After the serious setback it received in the Lok Sabha elections, the Congress has decided to scale up its mass contact programme, which includes a house-to-house membership drive and appointing 'motivators' at the district level to train workers and reach out to the people at the grassroot level.
The decisions were taken at a meeting called by Congress president Sonia Gandhi of the party's general secretaries, in-charges of states, PCC chiefs and CLP leaders in Delhi on Thursday. It was also decided that the party, in an effort to corner the Narendra Modi government, will organise a countrywide agitation on the issue of economic slowdown. It will also hold 'padayatras' in all the states to commemorate the 150th birth anniversary of Mahatma Gandhi on October 2.
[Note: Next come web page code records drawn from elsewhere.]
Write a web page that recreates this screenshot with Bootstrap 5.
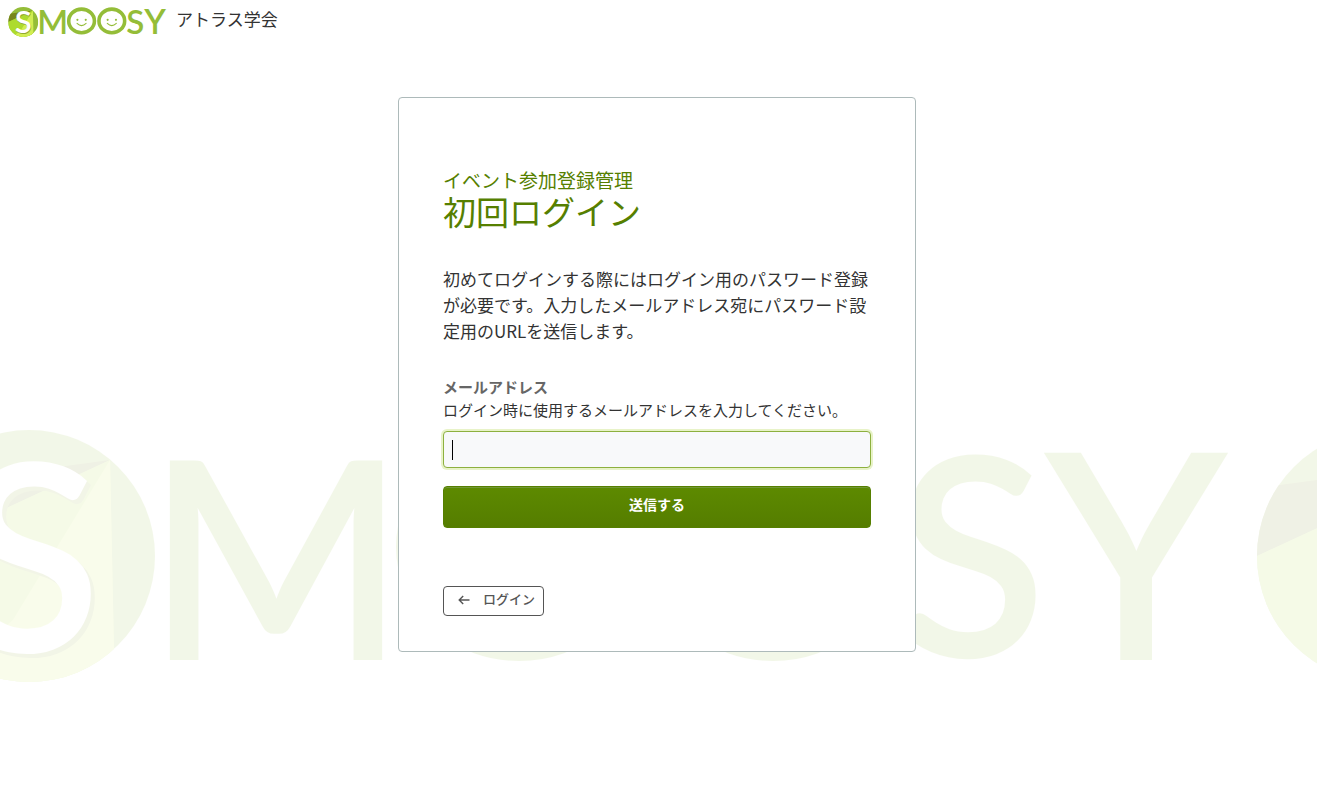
<!DOCTYPE html>
<html lang="ja">
<head>
<meta charset="utf-8">
<meta name="viewport" content="width=device-width, initial-scale=1">
<title>初回ログイン | SMOOSY</title>
<link rel="stylesheet" href="https://cdn.jsdelivr.net/npm/bootstrap@5.3.0/dist/css/bootstrap.min.css">
<style>
body { font-family: "Noto Sans CJK JP", sans-serif; font-size: 17px; color: #333; background: #fff; }
.page { overflow: hidden; }
.site-header { height: 44px; padding: 0 8px; }
.site-name { font-size: 17px; line-height: 24px; margin-top: -6px; }
.brand-logo { width: 160px; height: 30px; }
.logo-letter { font-family: Lato, sans-serif; font-weight: 600; text-anchor: middle; fill: #94bd38; }
.logo-letter-y { font-family: Inter, sans-serif; font-weight: 500; }
.logo-emblem-letter { font-family: Lato, sans-serif; font-weight: 600; text-anchor: middle; }
.watermark { top: 430px; left: 0; width: 100%; height: 252px; opacity: .11; z-index: 0; }
.login-area { z-index: 1; padding: 53px 15px 48px 12px; }
.login-card { max-width: 518px; border: 1px solid #adbaba; border-radius: 4px; }
.login-card .card-body { padding: 71px 44px 35px; }
.service-title { font-size: 19px; line-height: 22px; color: #567f00; }
.login-title { font-size: 33px; line-height: 40px; font-weight: 400; color: #567f00; margin-bottom: 35px; }
.lead-in { line-height: 26px; margin-bottom: 32px; }
.field-label { font-size: 15px; line-height: 22px; font-weight: 700; color: #666; }
.field-help { font-size: 15px; line-height: 24px; margin-bottom: 9px; color: #333; }
.mail-input, .mail-input:focus { height: 37px; padding: 0 9px; font-size: 16px; border: 1px solid #8db03e; border-radius: 4px; box-shadow: 0 0 0 2px #e8f3c8; caret-color: transparent;
  background: linear-gradient(#000, #000) 8px 8px / 1px 20px no-repeat #f8f9fa; }
.btn-send { height: 42px; margin-top: 18px; padding: 0 0 6px; font-size: 14px; font-weight: 700; line-height: 20px; color: #fff; border: 1px solid #567f00; border-radius: 4px; background: linear-gradient(#5d8a00, #557d00); box-shadow: inset 0 1px 0 #719736; }
.btn-send:hover { color: #fff; background: #4c7000; }
.btn-back { height: 30px; margin-top: 58px; padding: 0 8px 4px 14px; gap: 13px; font-size: 13px; line-height: 20px; font-weight: 500; color: #555; border: 1px solid #555; border-radius: 4px; }
.back-arrow { width: 12px; height: 10px; margin-top: 2px; }
</style>
</head>
<body>
<svg class="position-absolute" width="0" height="0" aria-hidden="true">
  <defs>
    <clipPath id="emblem-clip"><circle cx="126" cy="126" r="126"/></clipPath>
  </defs>
  <symbol id="smoosy" viewBox="0 0 1340 252">
    <g clip-path="url(#emblem-clip)">
      <rect width="252" height="252" fill="#94bd38"/>
      <path d="M0 58 23 55 207 30 0 126z" fill="#77861a"/>
      <path d="M0 126 207 30 211 220 180 252H0z" fill="#addb2e"/>
      <path d="M207 30 211 220 180 252H40L110 190z" fill="#d2ed52"/>
      <text class="logo-emblem-letter" x="131" y="226" font-size="262" fill="#92a830">S</text>
      <text class="logo-emblem-letter" x="127" y="222" font-size="262" fill="#fff">S</text>
    </g>
    <text class="logo-letter" x="373" y="230" font-size="277">M</text>
    <g fill="none" stroke="#94bd38" stroke-width="30">
      <ellipse cx="616" cy="117" rx="108" ry="99"/>
      <ellipse cx="870" cy="117" rx="108" ry="99"/>
    </g>
    <g fill="none" stroke="#94bd38" stroke-width="9" stroke-linecap="round">
      <path d="M578 138q38 38 76 0M832 138q38 38 76 0"/>
    </g>
    <g fill="#94bd38">
      <circle cx="581" cy="108" r="9"/><circle cx="651" cy="108" r="9"/>
      <circle cx="835" cy="108" r="9"/><circle cx="905" cy="108" r="9"/>
    </g>
    <text class="logo-letter" x="1068" y="227" font-size="278">S</text>
    <text class="logo-letter logo-letter-y" x="1233" y="230" font-size="285">Y</text>
  </symbol>
</svg>

<div class="page position-relative min-vh-100">
  <svg class="watermark position-absolute" viewBox="0 0 1317 252" preserveAspectRatio="xMidYMid slice" aria-hidden="true">
    <use href="#smoosy" x="-97" width="1340" height="252"/>
    <use href="#smoosy" x="1257" width="1340" height="252"/>
  </svg>

  <header class="site-header d-flex align-items-center gap-2">
    <svg class="brand-logo" role="img" aria-label="SMOOSY"><use href="#smoosy" width="160" height="30"/></svg>
    <span class="site-name">アトラス学会</span>
  </header>

  <main class="login-area position-relative d-flex justify-content-center">
    <section class="login-card card w-100">
      <div class="card-body">
        <div class="service-title">イベント参加登録管理</div>
        <h1 class="login-title">初回ログイン</h1>
        <p class="lead-in">初めてログインする際にはログイン用のパスワード登録が必要です。入力したメールアドレス宛にパスワード設定用のURLを送信します。</p>
        <form>
          <label class="field-label d-block" for="mail">メールアドレス</label>
          <div class="field-help" id="mail-help">ログイン時に使用するメールアドレスを入力してください。</div>
          <input class="form-control mail-input" type="email" id="mail" aria-describedby="mail-help" autofocus>
          <button class="btn btn-send w-100 d-block" type="submit">送信する</button>
        </form>
        <a class="btn btn-back d-inline-flex align-items-center" href="#">
          <svg class="back-arrow" viewBox="0 0 12 10" fill="none" stroke="currentColor" stroke-width="1.4" aria-hidden="true"><path d="M11.5 5H1.2M5.2 1 1.2 5l4 4"/></svg>
          ログイン
        </a>
      </div>
    </section>
  </main>
</div>
<script src="https://cdn.jsdelivr.net/npm/bootstrap@5.3.0/dist/js/bootstrap.bundle.min.js"></script>
</body>
</html>
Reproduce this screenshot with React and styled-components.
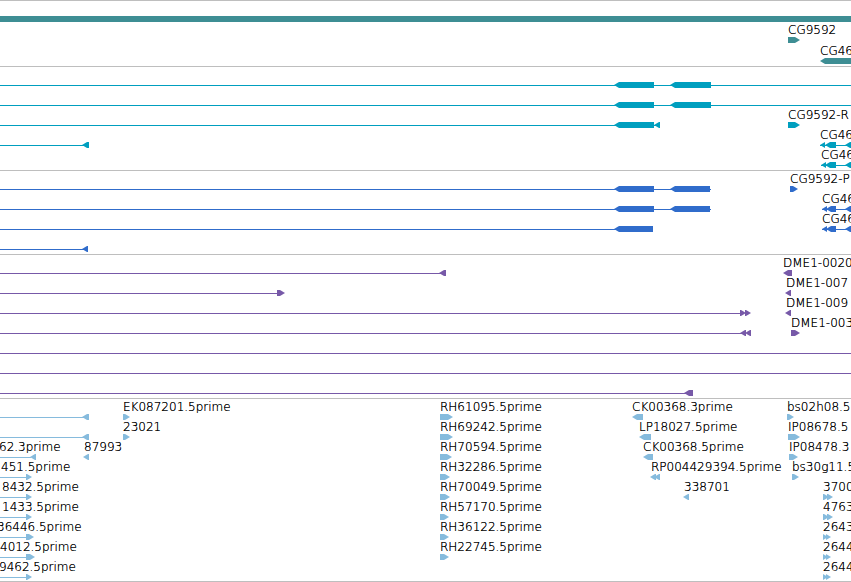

The meeting, Sonia's first with Congress leaders from all the states after she took charge as interim party chief, decided that the party will in October launch a nationwide membership campaign, which will run on the digital platform and will also be carried out using the traditional paper-based option. An app will be launched to carry out the drive through digital means. The party has more than two crore members at present.
"Each and every leader of the party will participate in the house-to-house campaign for membership in their respective booths," said K C Venugopal, AICC general secretary in-charge of organisation.
The Congress has also decided on adopting a more contemporary and robust method to train its workers as also to reach out to the people at the grassroot level. It was decided that the training module will emphasise on communicating with the youth to educate them about "true nationalism and secularism". The training activities will see 'motivators' being appointed at the district level to train workers and also reach out to the people.
According to sources, the proposal was to name these 'motivators' as 'preraks'. However, the idea of calling them 'preraks' was dropped since it was felt that the term was very similar to RSS's 'pracharaks'. The training programme will now be a year-long affair instead of an activity to be undertaken only at the time of elections.
The principal opposition party has decided to hit the streets on the issue of economic slowdown, having decided to hold a massive agitation across the country from October 15 to 25. A state-level Pradesh Congress Committee delegates convention on the issue of the economic crisis will be held from September 28 to 30.
The party will hold large-scale 'padayatras' on October 2 to mark the 150th birth anniversary of Mahatma Gandhi. The state units of the party have been asked to organise programmes down to the district and block levels.
At the start of the meeting, Sonia spoke about the "grave economic situation" and the problem of unemployment. She said the investors' confidence was shaken and the government was more and more clueless and insensitive.
In the backdrop of the arrest of former union minister P Chidambaram and cases against other Congress leaders, Sonia said "vendetta politics" was at its peak and those who were speaking against the establishment were being threatened and intimidated. "We must stand up fearlessly to fight on the streets, fight in villages, towns and cities. We must have a concrete agitational agenda on issues of pressing concern to the people - whether they be economic or social. It is not enough to be active and aggressive on the social media even though that too, is needed and we need to do that better. Far more important is to go to the people directly," Sonia said at the meeting.
Referring to the trend of leaders leaving the Congress, she said, "Some of our party colleagues have left us in recent times. All I can say is that they have revealed their opportunistic character."
Former Prime Minister Manmohan Singh spoke in detail about the "protracted slowdown in the Indian economy". He said the economy was going from bad to worse and the government was not realising it.
He pointed out that the stock markets were showing an atmosphere of gloom. The responsibility of the Congress party, he said, was to tell people that the government was ignoring the promises it had made, and that the economic reality was very different from what was promised.